* start *

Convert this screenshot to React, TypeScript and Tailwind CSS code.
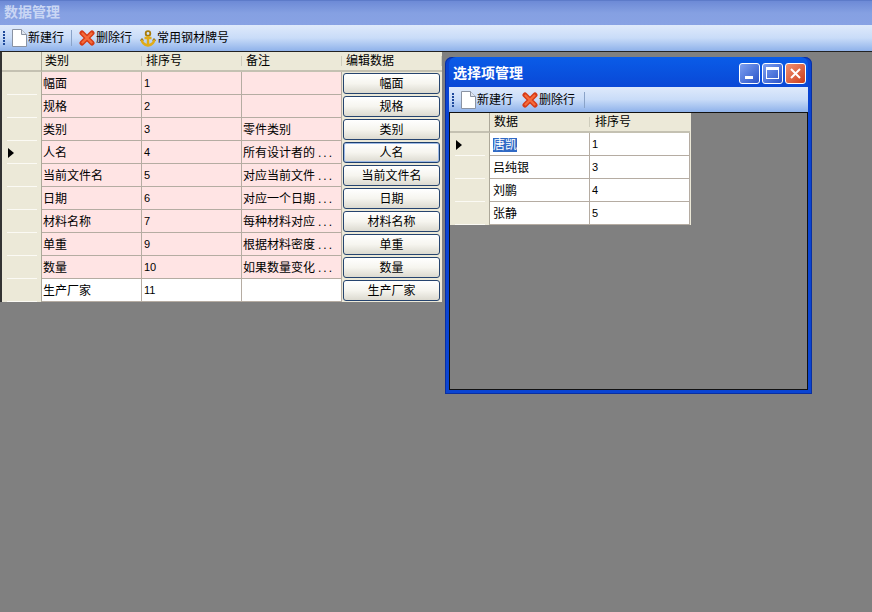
const FONT = "font-['Liberation_Sans','Noto_Sans_CJK_SC',sans-serif]";

const rows = [
  { name: "幅面", order: "1", note: "", pink: true },
  { name: "规格", order: "2", note: "", pink: true },
  { name: "类别", order: "3", note: "零件类别", pink: true },
  { name: "人名", order: "4", note: "所有设计者的", cut: true, pink: true, current: true },
  { name: "当前文件名", order: "5", note: "对应当前文件", cut: true, pink: true },
  { name: "日期", order: "6", note: "对应一个日期", cut: true, pink: true },
  { name: "材料名称", order: "7", note: "每种材料对应", cut: true, pink: true },
  { name: "单重", order: "9", note: "根据材料密度", cut: true, pink: true },
  { name: "数量", order: "10", note: "如果数量变化", cut: true, pink: true },
  { name: "生产厂家", order: "11", note: "", pink: false },
];

const options = [
  { name: "唐凯", order: "1", current: true },
  { name: "吕纯银", order: "3" },
  { name: "刘鹏", order: "4" },
  { name: "张静", order: "5" },
];

function NewIcon() {
  return (
    <svg width="15" height="18" viewBox="0 0 15 18" className="shrink-0">
      <path d="M0.5 0.5H9.5L14.5 5.5V17.5H0.5Z" fill="#fff" stroke="#8a93a3" />
      <path d="M9.5 0.5V5.5H14.5" fill="#dfe5ee" stroke="#8a93a3" />
    </svg>
  );
}

function DeleteIcon() {
  return (
    <svg width="16" height="16" viewBox="0 0 16 16" className="shrink-0">
      <path d="M3 3L13 13M13 3L3 13" stroke="#d63a16" strokeWidth="5" strokeLinecap="round" />
      <path d="M3.5 3.5L12.5 12.5M12.5 3.5L3.5 12.5" stroke="#f56a3a" strokeWidth="2.4" strokeLinecap="round" />
    </svg>
  );
}

function AnchorIcon() {
  return (
    <svg width="16" height="17" viewBox="0 0 16 17" fill="none" className="shrink-0">
      <circle cx="8" cy="3.5" r="2.3" stroke="#a87c08" strokeWidth="1.8" />
      <path d="M8 6V15M4.5 8H11.5" stroke="#e0ac18" strokeWidth="2.4" />
      <path d="M1.5 9.5C2 13 5 15 8 15.5C11 15 14 13 14.5 9.5" stroke="#e0ac18" strokeWidth="2.4" />
      <path d="M0.5 10.5L2 8.5L3.5 10.5M12.5 10.5L14 8.5L15.5 10.5" stroke="#8f6a08" />
    </svg>
  );
}

function Grip() {
  return (
    <div className="flex flex-col gap-[1px] w-[3px] shrink-0">
      {[0, 1, 2, 3, 4].map((i) => (
        <div key={i} className="w-[2px] h-[2px] bg-[#1f4a9c]" />
      ))}
    </div>
  );
}

function HeaderCell({ label, divider = true, className = "" }: { label: string; divider?: boolean; className?: string }) {
  return (
    <div className={`h-[20px] bg-[#ece9d8] border-b-2 border-[#c4c1b2] flex items-center relative ${className}`}>
      {label}
      {divider && <div className="absolute right-0 top-[4px] bottom-[4px] w-[1px] bg-[#cfcdbc]" />}
    </div>
  );
}

function RowHeader({ current }: { current?: boolean }) {
  return (
    <div className="h-[23px] bg-[#ece9d8] border-r border-[#aca899] flex items-center pl-[6px] relative">
      {current && <div className="w-0 h-0 border-y-[5px] border-y-transparent border-l-[6px] border-l-black" />}
      <div className="absolute left-[5px] right-[4px] bottom-0 h-[1px] bg-[#fbfaf4]" />
    </div>
  );
}

function Cell({ children, bg, digit }: { children?: React.ReactNode; bg: string; digit?: boolean }) {
  return (
    <div
      className={`h-[23px] ${bg} border-r border-b border-[#b5aca2] flex items-center pt-[1px] whitespace-nowrap overflow-hidden ${
        digit ? "pl-[2px] text-[11px]" : "pl-[1px]"
      }`}
    >
      {children}
    </div>
  );
}

function EditButton({ label, current }: { label: string; current?: boolean }) {
  return (
    <div className="h-[23px] bg-[#ece9d8] flex items-center justify-center pr-[1px]">
      <div
        className={`w-[97px] h-[21px] rounded-[3px] border flex items-center justify-center bg-gradient-to-b from-white via-[#f6f5ef] to-[#dcdad0] ${
          current ? "border-[#1c3f6e] shadow-[inset_0_0_0_1px_#9db8e4]" : "border-[#26446f]"
        }`}
      >
        {label}
      </div>
    </div>
  );
}

export default function App() {
  return (
    <div className={`${FONT} text-[12px] leading-none text-black w-[872px] h-[612px] bg-[#808080] relative overflow-hidden`}>
      {/* main title */}
      <div className="h-[25px] bg-gradient-to-b from-[#6d8ad6] via-[#85a0e2] to-[#88a2e4] border-t border-[#5d7bc9] flex items-center pl-[4px] pb-[2px] text-[14px] font-bold text-[#c9d6f4]">
        数据管理
      </div>

      {/* main toolbar */}
      <div className="h-[27px] bg-gradient-to-b from-[#dfeafb] via-[#c9dcf8] to-[#8fb2ea] border-b border-[#222] flex items-center pl-[3px]">
        <Grip />
        <div className="flex items-center ml-[6px]">
          <NewIcon />
          <span className="ml-[1px]">新建行</span>
        </div>
        <div className="w-[1px] h-[16px] bg-[#8aa3c8] ml-[7px] mr-[7px]" />
        <div className="flex items-center">
          <DeleteIcon />
          <span className="ml-[1px]">删除行</span>
        </div>
        <div className="flex items-center gap-[1px] ml-[8px]">
          <AnchorIcon />
          <span>常用钢材牌号</span>
        </div>
      </div>

      {/* main grid */}
      <div className="w-[442px] border-l-2 border-[#333] bg-[#ece9d8]">
        <div className="grid grid-cols-[40px_100px_100px_100px_100px]">
          <HeaderCell label="" divider={false} className="border-r border-r-[#aca899]" />
          <HeaderCell label="类别" className="pl-[3px]" />
          <HeaderCell label="排序号" className="pl-[4px]" />
          <HeaderCell label="备注" className="pl-[4px]" />
          <HeaderCell label="编辑数据" className="pl-[4px]" />
        </div>
        {rows.map((r) => {
          const bg = r.pink ? "bg-[#ffe4e4]" : "bg-white";
          return (
            <div key={r.name} className="grid grid-cols-[40px_100px_100px_100px_100px]">
              <RowHeader current={r.current} />
              <Cell bg={bg}>{r.name}</Cell>
              <Cell bg={bg} digit>{r.order}</Cell>
              <Cell bg={bg}>
                {r.note}
                {r.cut && <span className="ml-[3px] tracking-[2px]">...</span>}
              </Cell>
              <EditButton label={r.name} current={r.current} />
            </div>
          );
        })}
      </div>

      {/* child window */}
      <div className="absolute left-[445px] top-[57px] w-[367px] h-[337px] rounded-t-[7px] bg-[#0a44d2] shadow-[inset_0_0_0_1px_#0a2fa0] px-[4px] pb-[4px] flex flex-col">
        <div className="h-[30px] shrink-0 flex items-center justify-between pl-[4px] pr-[2px] rounded-t-[7px] bg-gradient-to-b from-[#0a5ce8] to-[#0a48d6]">
          <span className="text-[14px] font-bold text-white pt-[1px]">选择项管理</span>
          <div className="flex gap-[2px] mt-[2px]">
            <div className="w-[21px] h-[21px] rounded-[3px] border border-white bg-gradient-to-br from-[#7f9ff0] to-[#2b52c8] flex items-end pl-[5px] pb-[4px]">
              <div className="w-[8px] h-[3px] bg-white" />
            </div>
            <div className="w-[21px] h-[21px] rounded-[3px] border border-white bg-gradient-to-br from-[#7f9ff0] to-[#2b52c8] flex items-center justify-center">
              <div className="w-[13px] h-[12px] border border-white border-t-[3px]" />
            </div>
            <div className="w-[21px] h-[21px] rounded-[3px] border border-white bg-gradient-to-br from-[#f09070] to-[#cc3a14] flex items-center justify-center">
              <svg width="13" height="13" viewBox="0 0 13 13">
                <path d="M2 2L11 11M11 2L2 11" stroke="#fff" strokeWidth="2" />
              </svg>
            </div>
          </div>
        </div>
        <div className="h-[26px] shrink-0 bg-gradient-to-b from-[#dfeafb] via-[#c9dcf8] to-[#8fb2ea] border-b border-[#111] flex items-center pl-[3px]">
          <Grip />
          <div className="flex items-center ml-[6px]">
            <NewIcon />
            <span className="ml-[1px]">新建行</span>
          </div>
          <div className="flex items-center ml-[9px]">
            <DeleteIcon />
            <span className="ml-[1px]">删除行</span>
          </div>
          <div className="w-[1px] h-[16px] bg-[#8aa3c8] ml-[9px]" />
        </div>
        <div className="flex-1 bg-[#808080] border-x border-b border-[#111]">
          <div className="w-[241px] bg-[#ece9d8]">
            <div className="grid grid-cols-[40px_100px_100px]">
              <HeaderCell label="" divider={false} className="border-r border-r-[#aca899]" />
              <HeaderCell label="数据" className="pl-[4px]" />
              <HeaderCell label="排序号" divider={false} className="pl-[5px]" />
            </div>
            {options.map((o) => (
              <div key={o.name} className="grid grid-cols-[40px_100px_100px]">
                <RowHeader current={o.current} />
                <Cell bg="bg-white">
                  {o.current ? <span className="bg-[#316ac5] text-white ml-[2px] py-[1px]">{o.name}</span> : <span className="ml-[2px]">{o.name}</span>}
                </Cell>
                <Cell bg="bg-white" digit>{o.order}</Cell>
              </div>
            ))}
          </div>
        </div>
      </div>
    </div>
  );
}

* end *

### Written task
Where a line above holds the string "React", show that line.

### Output below
Convert this screenshot to React, TypeScript and Tailwind CSS code.
function Cell({ children, bg, digit }: { children?: React.ReactNode; bg: string; digit?: boolean }) {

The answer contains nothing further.